Why Children Don’t Listen - How to Build Effective Communication

Effective communication with a child is a structured process, where the way something is said often determines how it is received. When a child does not listen, the issue is frequently not willingness, but the communication approach itself. A more effective model replaces strict directive control with cooperation.
Alignment of verbal and nonverbal communication
For children, context is as important as content. Communication from a “top-down” position can be perceived as dominance, which often leads to resistance rather than cooperation.
Getting down to the child’s eye level changes the dynamic. It reduces tension and creates a sense of safety and trust, which are essential for attention and understanding.
Positive language and cognitive processing
A child’s executive functions, including impulse control, are still developing. Negative instructions such as “don’t run” require additional mental processing: the child must first interpret the prohibition and then identify the correct alternative behavior.

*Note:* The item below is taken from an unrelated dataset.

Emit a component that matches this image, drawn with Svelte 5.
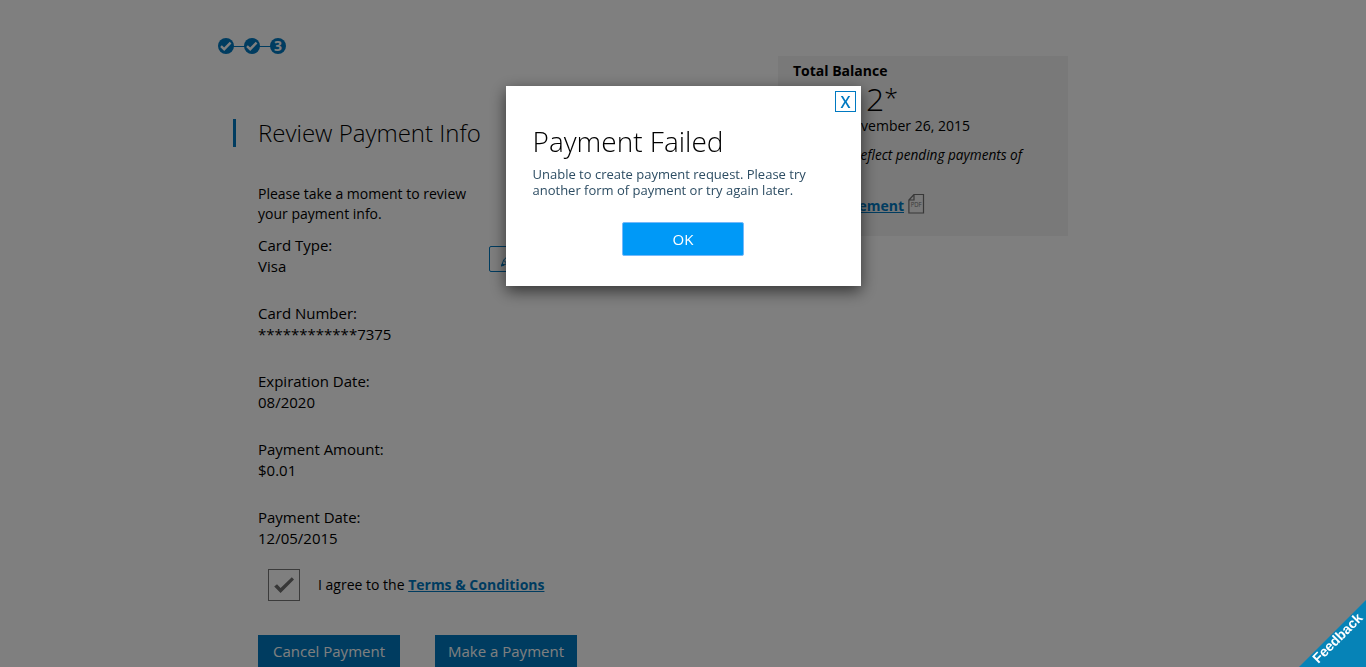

Clear, positive instructions are more efficient. Instead of focusing on what not to do, guide behavior directly: “Walk slowly,” “Use gentle hands,” “Stay close.”
Emotional validation as a foundation for cooperation
When a child is experiencing strong emotions, their ability to reason decreases significantly. Ignoring the emotional state often leads to communication breakdown.
Acknowledging emotions helps restore regulation. Phrases like “I see you’re upset because playtime is over” validate the experience and make the child more receptive to guidance.
Clarity and brevity in communication
Children have limited working memory and quickly lose track of long explanations or repetitive instructions.
Short, clear phrases are far more effective. In many cases, a single-word cue—“Shoes,” “Hands,” “Stop”—is more impactful than extended explanations.
Supporting autonomy through choice
The need for independence is a key stage of development. Constant instruction can trigger resistance, even when the request is reasonable.
Offering limited choices helps maintain structure while giving the child a sense of control: “Will you do math first or Georgian first?”
Effective communication with a child is not about enforcing obedience, but about creating a responsive and structured interaction. When language, tone, and emotional awareness are aligned, cooperation becomes a natural outcome rather than a forced one.